Whatever is decided, when he re-presents the budget tomorrow, the Minister must come up with a credible plan to explain how the budget deficit is to be reined in again below three per cent of GDP so that at least our public debt will grow at a slower rate than nominal economic growth in order to break the upward spiral of debt to GDP ratio. We cannot afford to give foreign observers the impression that we have lost control of our budgetary discipline, as this may ignite self-fulfilling unsavoury prophecies.
Meanwhile, Cyprus has been bailed-out – joining the ranks of Greece, Ireland, Portugal and Spain in the bailout sick ward of the euro hospital.
The Cyprus bailout established a new precedent in that, for the first time, substantial losses were forced on uninsured but ordinary deposits, thus sending a message that uninsured bank deposits in Europe were no longer to be considered safe.
But the question remains: ‘and now what?’ Of the 17 euro countries, five have been bailed out and are in the sick bay.

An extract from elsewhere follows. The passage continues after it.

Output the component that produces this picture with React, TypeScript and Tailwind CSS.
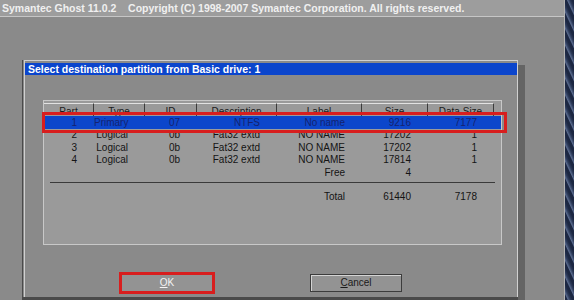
const cols = "grid grid-cols-[50px_51px_52px_80px_85px_66px_66px]";

const headers = ["Part", "Type", "ID", "Description", "Label", "Size", "Data Size"];

const rows = [
  ["2", "Logical", "0b", "Fat32 extd", "NO NAME", "17202", "1"],
  ["3", "Logical", "0b", "Fat32 extd", "NO NAME", "17202", "1"],
  ["4", "Logical", "0b", "Fat32 extd", "NO NAME", "17814", "1"],
  ["", "", "", "", "Free", "4", ""],
];

function Cells({ values }: { values: string[] }) {
  return (
    <>
      {values.map((v, i) => (
        <div key={i} className="pr-[17px] text-right whitespace-nowrap">
          {v}
        </div>
      ))}
    </>
  );
}

export default function App() {
  return (
    <div className="flex h-[300px] w-[574px] overflow-hidden bg-[#8a8a8a] font-['Liberation_Sans',Arial,sans-serif]">
      <div className="flex w-[564px] flex-col">
        {/* Top status bar */}
        <header className="h-[17px] border-b border-[#c6c6c6] bg-[#9d9d9d] pl-[2px] text-[10.5px] font-bold leading-[16px] whitespace-pre text-[#f0f0f0]">
          Symantec Ghost 11.0.2    Copyright (C) 1998-2007 Symantec Corporation. All rights reserved.
        </header>

        {/* Dialog */}
        <div className="flex flex-1 pl-[22px] pt-[43px]">
          <div className="flex w-[496px] flex-col border-l border-b-[3px] border-[#4a4a4a] pl-px">
            <div className="flex flex-1 flex-col border-t border-r border-l border-[#d0d0d0] pt-[2px]">
              <div className="h-[12px] bg-[#0b45cc] pl-[3px] text-[10.5px] font-bold leading-[12px] text-white">
                Select destination partition from Basic drive: 1
              </div>

              {/* Partition table */}
              <div className="mt-[25px] ml-[18px] h-[145px] w-[459px] border border-[#c8c8c8] bg-[#9a9a9a] pt-[2px] text-[10px] text-[#141414]">
                <div className={`${cols} h-[13px] leading-[16px] text-[#1c1c1c]`}>
                  {headers.map((h) => (
                    <div
                      key={h}
                      className="overflow-hidden border-t border-r border-t-[#e2e2e2] border-r-[#3c3c3c] text-center"
                    >
                      {h}
                    </div>
                  ))}
                </div>

                <div className={`${cols} relative h-[13px] bg-[#0c46cb] leading-[13px] text-[#15226f]`}>
                  <Cells values={["1", "Primary", "07", "NTFS", "No name", "9216", "7177"]} />
                  <div className="absolute -top-[4px] -bottom-[4px] -left-[2px] -right-[6px] border-[3px] border-[#d81e1e]" />
                </div>

                {rows.map((r, i) => (
                  <div key={i} className={`${cols} h-[12.5px] leading-[12.5px]`}>
                    <Cells values={r} />
                  </div>
                ))}

                <div className="mx-[6px] mt-[3px] h-px bg-[#3a3a3a]" />

                <div className={`${cols} mt-[8px] h-[12.5px] leading-[12.5px]`}>
                  <Cells values={["", "", "", "", "Total", "61440", "7178"]} />
                </div>
              </div>

              {/* Buttons */}
              <div className="mt-[29px] flex pl-[96px] text-[10px]">
                <button className="relative h-[18px] w-[92px] border border-t-[#dcdcdc] border-l-[#dcdcdc] border-r-[#4a4a4a] border-b-[#4a4a4a] bg-[#939393] leading-[16px] text-[#f4f4f4]">
                  <span className="underline">O</span>K
                  <span className="absolute -inset-[3px] border-[3px] border-[#d81e1e]" />
                </button>
                <button className="ml-[97px] h-[18px] w-[92px] border border-[#3c3c3c] bg-[#939393] leading-[16px] text-[#1a1a1a] shadow-[inset_1px_1px_0_#d4d4d4]">
                  <span className="underline">C</span>ancel
                </button>
              </div>
            </div>
          </div>
          {/* Dialog shadow */}
          <div className="mt-[5px] w-[7px] bg-[#646464]" />
        </div>
      </div>

      {/* Desktop edge */}
      <div className="w-[10px] border-l border-[#b4b4b4] bg-[repeating-linear-gradient(65deg,#1c2742_0px,#1c2742_2px,#5a6b8e_3px,#2d3b5a_5px,#1c2742_7px)]" />
    </div>
  );
}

Two others are in a serious condition, as Slovenia and Italy may be heading in the bailout direction.
Are we solving any problem by forcing extreme austerity on countries seeking bailout as the EU tries to force harsh internal devaluation to Germanise them and make them export competitive again? Can we do so by wasting idle resources in the form of lost growth and high youth unemployment, which risks becoming chronic and irreversible?
What nobody seems to be asking are these simple questions:
· Is it logical to expect that such disparate countries as Greece and Germany be locked in the same monetary union?
· Can external competitiveness for countries in distress be regained merely through never-ending rounds of austerity?
· Should not surplus countries also be taking corrective measures to bring back macro-economic equilibrium among euro member states?
The present bailout pattern is unsustainable. As more members join the sick bay, the members outside will become fewer and less able – or willing – to carry the load.
We are adopting a Versailles method when we really need a Marshall Plan method. Anyone who thinks that the German taxpayer is being short-changed by having to finance the bailouts of countries in distress should take a cold shower and look reality in the face.
Germans have not just paid for the crisis, they have profited from it. The savings in interest payments that Germany has enjoyed since the beginning of the crisis amounted to €10 billion last year alone. In addition, there are the interest payments from debtor nations.
The reality of the euro crisis is this: the poor of Athens are paying the rich in Germany.
And, above all, Germany is benefiting from export-led economic growth as the euro crisis is keeping the currency’s value on the foreign exchange market much softer than would have been the case if, under similar conditions, Germany’s currency was still the Deutschemark.
The euro crisis has so far been a party for the Germans. But it will not last. They have been warned. Italian elections have given the biggest share of the popular vote to comedian BeppeGrillo who is speaking much the same language as Mussolini used to speak to erode trust in politicians and pave the way for the scrapping of democracy.
Such experiments failed in the past, and they will fail in the future. Europeans will not allow it. As Germans keep cheering on their Chancellor, they should mark the words of former Euro Group chief Jean Claude Juncker:
"Anyone who believes that the eternal issue of war and peace in Europe has been permanently laid to rest could be making a monumental error. The demons haven’t been banished, they are merely sleeping.”
Regardless of who is the next German Chancellor, he or she must switch from Versailles to Marshall Plan mode, or what has been gained in six decades since the beginnings of the EU will be washed down the drain.